United States District Court, Northern District of Texas
Feb 9, 2022
3:18-cv-226-M-BN (N.D. Tex. Feb. 9, 2022)

Opinion

3:18-cv-226-M-BN

02-09-2022

TIWIAN LAQUINN SKIEF, TDCJ No. 1769917, Petitioner, v. DIRECTOR, TDCJ-CID, Respondent.


FINDINGS, CONCLUSIONS, AND RECOMMENDATION OF THE UNITED STATES MAGISTRATE JUDGE

DAVID L. HORAN UNITED STATES MAGISTRATE JUDGE

Petitioner Tiwian Laquinn Skief, a Texas prisoner, “was convicted of murder and sentenced to fifty years in prison.” Skief v. State, No. 05-12-00223-CR, 2013 WL 2244336, at *1 (Tex. App. - Dallas May 21, 2013, pet. ref'd), aff'g State v. Skief, No. F10-35936-L (Crim. Dist. Ct. No. 5, Dall. Cnty., Tex. Feb. 10, 2012). After his criminal judgment was affirmed on direct appeal, the Texas Court of Criminal Appeals (the CCA) refused Skieff's petition for discretionary review, see Skief v.
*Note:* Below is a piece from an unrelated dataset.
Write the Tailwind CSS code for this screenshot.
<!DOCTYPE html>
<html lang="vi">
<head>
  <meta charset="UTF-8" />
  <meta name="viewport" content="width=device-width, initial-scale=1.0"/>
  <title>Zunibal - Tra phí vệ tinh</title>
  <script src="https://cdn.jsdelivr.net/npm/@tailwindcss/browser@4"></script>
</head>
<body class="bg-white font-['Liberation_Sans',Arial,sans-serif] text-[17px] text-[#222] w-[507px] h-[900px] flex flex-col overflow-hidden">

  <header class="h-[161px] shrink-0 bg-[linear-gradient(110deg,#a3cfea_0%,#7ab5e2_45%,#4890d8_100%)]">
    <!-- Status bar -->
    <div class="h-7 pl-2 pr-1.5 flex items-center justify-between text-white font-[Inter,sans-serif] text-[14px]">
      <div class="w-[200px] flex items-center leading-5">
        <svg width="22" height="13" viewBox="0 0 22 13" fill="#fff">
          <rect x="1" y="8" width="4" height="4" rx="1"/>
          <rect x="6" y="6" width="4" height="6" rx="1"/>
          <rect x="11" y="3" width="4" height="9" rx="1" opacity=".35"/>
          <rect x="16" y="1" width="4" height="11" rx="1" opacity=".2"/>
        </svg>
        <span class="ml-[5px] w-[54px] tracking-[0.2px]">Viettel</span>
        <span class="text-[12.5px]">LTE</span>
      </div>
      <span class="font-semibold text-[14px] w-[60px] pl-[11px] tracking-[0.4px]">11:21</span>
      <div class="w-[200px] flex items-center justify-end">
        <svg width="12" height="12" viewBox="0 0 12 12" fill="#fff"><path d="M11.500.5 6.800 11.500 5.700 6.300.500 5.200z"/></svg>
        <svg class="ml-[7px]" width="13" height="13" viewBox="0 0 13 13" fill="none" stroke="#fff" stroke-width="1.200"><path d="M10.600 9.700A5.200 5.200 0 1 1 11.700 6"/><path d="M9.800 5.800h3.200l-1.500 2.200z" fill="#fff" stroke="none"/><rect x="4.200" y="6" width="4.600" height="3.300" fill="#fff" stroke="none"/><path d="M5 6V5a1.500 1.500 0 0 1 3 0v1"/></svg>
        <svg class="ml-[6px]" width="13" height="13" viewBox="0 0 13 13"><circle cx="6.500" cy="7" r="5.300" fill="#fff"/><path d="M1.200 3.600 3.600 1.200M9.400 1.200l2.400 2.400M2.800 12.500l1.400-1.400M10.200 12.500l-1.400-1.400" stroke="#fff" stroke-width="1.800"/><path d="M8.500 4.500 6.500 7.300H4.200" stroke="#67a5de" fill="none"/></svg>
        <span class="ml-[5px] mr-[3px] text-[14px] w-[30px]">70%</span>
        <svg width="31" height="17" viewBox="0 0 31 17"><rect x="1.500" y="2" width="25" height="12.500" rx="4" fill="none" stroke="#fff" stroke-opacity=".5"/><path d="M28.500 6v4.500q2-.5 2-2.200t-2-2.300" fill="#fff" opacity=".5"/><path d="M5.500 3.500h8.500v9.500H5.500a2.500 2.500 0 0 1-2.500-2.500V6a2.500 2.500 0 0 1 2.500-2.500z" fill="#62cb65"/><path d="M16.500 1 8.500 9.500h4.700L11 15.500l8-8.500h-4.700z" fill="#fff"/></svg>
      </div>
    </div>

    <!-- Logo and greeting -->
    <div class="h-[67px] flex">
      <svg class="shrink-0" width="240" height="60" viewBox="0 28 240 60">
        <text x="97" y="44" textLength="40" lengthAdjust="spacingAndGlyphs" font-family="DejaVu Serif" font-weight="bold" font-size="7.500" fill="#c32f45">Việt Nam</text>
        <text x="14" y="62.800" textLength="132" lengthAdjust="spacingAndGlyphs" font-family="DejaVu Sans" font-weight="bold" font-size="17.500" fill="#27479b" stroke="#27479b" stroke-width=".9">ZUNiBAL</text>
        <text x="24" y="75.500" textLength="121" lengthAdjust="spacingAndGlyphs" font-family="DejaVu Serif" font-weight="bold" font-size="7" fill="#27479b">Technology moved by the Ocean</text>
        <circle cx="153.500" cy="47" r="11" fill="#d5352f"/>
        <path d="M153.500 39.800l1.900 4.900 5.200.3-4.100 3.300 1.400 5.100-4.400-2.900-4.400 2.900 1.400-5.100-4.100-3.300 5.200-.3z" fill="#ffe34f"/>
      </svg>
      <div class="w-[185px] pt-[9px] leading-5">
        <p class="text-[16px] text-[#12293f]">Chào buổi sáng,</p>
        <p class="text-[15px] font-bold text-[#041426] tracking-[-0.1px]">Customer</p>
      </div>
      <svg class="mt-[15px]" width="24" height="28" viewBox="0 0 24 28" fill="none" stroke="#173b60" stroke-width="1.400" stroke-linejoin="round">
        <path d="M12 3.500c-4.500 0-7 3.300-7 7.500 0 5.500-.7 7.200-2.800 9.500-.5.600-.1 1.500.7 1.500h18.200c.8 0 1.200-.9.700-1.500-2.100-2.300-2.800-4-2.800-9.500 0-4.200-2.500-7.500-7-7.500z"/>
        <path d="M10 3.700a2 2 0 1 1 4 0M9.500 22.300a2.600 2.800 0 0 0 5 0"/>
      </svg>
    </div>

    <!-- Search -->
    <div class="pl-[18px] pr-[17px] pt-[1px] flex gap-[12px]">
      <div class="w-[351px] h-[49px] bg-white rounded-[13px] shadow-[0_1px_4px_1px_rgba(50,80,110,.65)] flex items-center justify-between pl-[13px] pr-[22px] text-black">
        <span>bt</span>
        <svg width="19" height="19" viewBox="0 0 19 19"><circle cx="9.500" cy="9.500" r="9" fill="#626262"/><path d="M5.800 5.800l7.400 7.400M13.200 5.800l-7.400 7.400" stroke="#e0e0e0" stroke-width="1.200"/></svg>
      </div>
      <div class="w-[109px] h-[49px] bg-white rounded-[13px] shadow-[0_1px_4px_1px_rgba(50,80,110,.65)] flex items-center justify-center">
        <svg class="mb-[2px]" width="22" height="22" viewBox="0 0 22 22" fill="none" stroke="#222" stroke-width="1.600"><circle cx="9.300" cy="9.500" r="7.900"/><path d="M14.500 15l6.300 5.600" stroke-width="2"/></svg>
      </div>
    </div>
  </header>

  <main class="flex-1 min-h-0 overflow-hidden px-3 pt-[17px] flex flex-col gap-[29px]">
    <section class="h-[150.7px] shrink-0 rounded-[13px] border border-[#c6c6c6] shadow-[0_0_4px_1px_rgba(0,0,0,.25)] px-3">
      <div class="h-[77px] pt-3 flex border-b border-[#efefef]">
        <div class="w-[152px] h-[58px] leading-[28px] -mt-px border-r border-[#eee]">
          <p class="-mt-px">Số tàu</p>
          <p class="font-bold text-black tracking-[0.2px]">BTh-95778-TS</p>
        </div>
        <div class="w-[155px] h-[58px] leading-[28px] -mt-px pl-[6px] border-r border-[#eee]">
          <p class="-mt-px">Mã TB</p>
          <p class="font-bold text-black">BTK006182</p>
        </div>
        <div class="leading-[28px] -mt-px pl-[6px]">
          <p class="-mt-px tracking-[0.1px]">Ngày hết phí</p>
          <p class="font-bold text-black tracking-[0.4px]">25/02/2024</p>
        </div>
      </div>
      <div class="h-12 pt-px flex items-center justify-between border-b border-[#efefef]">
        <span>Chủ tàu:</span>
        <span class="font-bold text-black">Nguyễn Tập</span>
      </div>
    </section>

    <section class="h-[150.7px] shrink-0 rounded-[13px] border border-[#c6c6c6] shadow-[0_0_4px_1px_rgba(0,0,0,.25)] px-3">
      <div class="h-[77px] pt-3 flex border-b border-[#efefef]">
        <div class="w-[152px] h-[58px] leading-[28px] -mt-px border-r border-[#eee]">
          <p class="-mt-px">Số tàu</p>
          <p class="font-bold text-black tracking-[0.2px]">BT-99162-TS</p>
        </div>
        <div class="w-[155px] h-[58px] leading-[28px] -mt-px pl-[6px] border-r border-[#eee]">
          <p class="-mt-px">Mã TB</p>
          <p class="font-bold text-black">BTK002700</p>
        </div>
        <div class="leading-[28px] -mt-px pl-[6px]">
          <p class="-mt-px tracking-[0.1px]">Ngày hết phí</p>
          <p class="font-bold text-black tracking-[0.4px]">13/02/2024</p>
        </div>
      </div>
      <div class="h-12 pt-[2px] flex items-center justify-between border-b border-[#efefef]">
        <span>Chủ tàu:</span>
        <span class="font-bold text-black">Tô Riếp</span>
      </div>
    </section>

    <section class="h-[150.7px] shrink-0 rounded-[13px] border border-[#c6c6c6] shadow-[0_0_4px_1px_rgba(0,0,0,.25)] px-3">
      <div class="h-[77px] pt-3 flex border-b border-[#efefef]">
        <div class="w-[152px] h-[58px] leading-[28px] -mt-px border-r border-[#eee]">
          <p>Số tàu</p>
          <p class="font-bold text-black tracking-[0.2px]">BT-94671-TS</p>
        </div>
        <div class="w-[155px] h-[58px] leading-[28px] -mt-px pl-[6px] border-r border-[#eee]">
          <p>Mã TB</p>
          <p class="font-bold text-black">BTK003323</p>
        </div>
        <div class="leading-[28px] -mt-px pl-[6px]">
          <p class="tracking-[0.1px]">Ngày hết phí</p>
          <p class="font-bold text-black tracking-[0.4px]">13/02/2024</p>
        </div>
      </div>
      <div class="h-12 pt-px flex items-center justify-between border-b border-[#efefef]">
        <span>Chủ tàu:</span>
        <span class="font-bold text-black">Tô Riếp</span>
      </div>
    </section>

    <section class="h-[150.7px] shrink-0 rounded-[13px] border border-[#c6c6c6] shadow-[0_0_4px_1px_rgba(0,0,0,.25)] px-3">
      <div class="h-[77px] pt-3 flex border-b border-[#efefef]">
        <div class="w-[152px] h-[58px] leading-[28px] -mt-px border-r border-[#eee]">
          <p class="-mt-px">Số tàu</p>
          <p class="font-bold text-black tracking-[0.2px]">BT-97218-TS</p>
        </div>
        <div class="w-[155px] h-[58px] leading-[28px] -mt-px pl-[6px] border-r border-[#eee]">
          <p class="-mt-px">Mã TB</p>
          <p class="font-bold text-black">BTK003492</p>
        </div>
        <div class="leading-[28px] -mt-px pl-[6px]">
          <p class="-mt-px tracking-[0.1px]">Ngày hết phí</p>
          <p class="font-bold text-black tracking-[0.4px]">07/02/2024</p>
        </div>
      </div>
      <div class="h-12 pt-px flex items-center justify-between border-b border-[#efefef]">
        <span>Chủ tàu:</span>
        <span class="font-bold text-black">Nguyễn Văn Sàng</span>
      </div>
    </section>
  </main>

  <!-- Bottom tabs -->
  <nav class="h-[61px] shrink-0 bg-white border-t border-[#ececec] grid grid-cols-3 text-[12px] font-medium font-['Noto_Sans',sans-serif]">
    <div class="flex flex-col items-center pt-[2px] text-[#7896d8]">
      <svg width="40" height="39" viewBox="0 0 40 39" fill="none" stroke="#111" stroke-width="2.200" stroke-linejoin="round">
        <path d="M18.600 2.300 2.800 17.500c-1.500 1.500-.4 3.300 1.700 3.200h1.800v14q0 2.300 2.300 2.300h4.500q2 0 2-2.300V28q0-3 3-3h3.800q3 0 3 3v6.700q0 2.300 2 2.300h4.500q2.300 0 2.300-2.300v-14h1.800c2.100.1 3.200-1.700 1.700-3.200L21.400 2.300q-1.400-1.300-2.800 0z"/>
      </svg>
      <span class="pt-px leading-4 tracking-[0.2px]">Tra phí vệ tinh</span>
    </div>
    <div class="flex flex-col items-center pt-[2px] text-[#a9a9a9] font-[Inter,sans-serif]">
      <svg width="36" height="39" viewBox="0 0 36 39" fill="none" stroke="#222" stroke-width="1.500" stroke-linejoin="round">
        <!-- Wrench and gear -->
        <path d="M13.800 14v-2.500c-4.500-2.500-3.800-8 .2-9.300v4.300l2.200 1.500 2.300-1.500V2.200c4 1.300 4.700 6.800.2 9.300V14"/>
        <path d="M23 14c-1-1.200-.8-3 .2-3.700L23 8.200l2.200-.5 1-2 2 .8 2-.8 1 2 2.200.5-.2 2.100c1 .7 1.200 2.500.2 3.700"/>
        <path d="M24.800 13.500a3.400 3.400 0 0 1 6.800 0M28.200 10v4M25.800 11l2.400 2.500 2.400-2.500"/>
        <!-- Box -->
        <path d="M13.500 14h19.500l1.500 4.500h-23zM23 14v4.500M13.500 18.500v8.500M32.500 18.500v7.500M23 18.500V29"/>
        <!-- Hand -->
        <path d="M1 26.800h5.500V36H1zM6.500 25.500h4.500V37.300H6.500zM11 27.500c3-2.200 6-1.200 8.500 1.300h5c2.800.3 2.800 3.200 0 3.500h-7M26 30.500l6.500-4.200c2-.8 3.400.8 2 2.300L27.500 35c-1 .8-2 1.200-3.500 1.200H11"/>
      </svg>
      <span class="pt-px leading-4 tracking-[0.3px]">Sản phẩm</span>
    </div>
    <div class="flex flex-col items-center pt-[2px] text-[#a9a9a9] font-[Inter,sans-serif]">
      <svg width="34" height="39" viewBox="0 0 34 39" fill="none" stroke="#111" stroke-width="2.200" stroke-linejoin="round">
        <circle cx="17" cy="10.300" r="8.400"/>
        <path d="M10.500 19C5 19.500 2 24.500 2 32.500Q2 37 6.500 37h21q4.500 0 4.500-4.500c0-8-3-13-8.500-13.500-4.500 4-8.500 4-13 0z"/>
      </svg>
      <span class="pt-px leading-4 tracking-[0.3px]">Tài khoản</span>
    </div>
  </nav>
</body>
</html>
State, PD-0655-15 (Tex. Crim. App. Nov. 4, 2015), and the United States Supreme Court denied his petition for a writ of certiorari, see Skief v. Texas, 137 S.Ct. 62 (2016).

The CCA then denied Skieff's state habeas application without written order on the trial court's findings without a hearing. See Ex parte Skief, WR-82, 496-02 (Tex. Crim. App. Dec. 20, 2017). On December 29, 2020, this Court entered judgment denying his pro se 28 U.S.C. § 2254 habeas petition. See Skief v. Dir., TDCJ-CID, No. 3:18-cv-226-M-BN, 2020 WL 7753726 (N.D. Tex. Oct. 14, 2020), rec. accepted, 2020 WL 7711376 (N.D. Tex. Dec. 29, 2020). And the United States Court of Appeals for 1 the Fifth Circuit dismissed Skief's related appeal for want of prosecution on July 7, 2021. See Skief v. Lumpkin, No. 21-10517 (5th Cir. July 7, 2021) [Dkt. No. 35].

Citing the Fifth Circuit's denying his request to reinstate his appeal on November 4, 2021, Skief returned to this Court in January 2022 to move the Court, under Federal Rule of Civil Procedure 60(b), to reenter the December 2020 judgment “to re-set [his] time to appeal.” Dkt. No. 39.

This case remains referred to the undersigned United States magistrate judge for pretrial management under 28 U.S.C. § 636(b) and a standing order of reference from Chief Judge Barbara M. G. Lynn. And the undersigned enters these findings of fact, conclusions of law, and recommendation that the Court should deny Skief's motion.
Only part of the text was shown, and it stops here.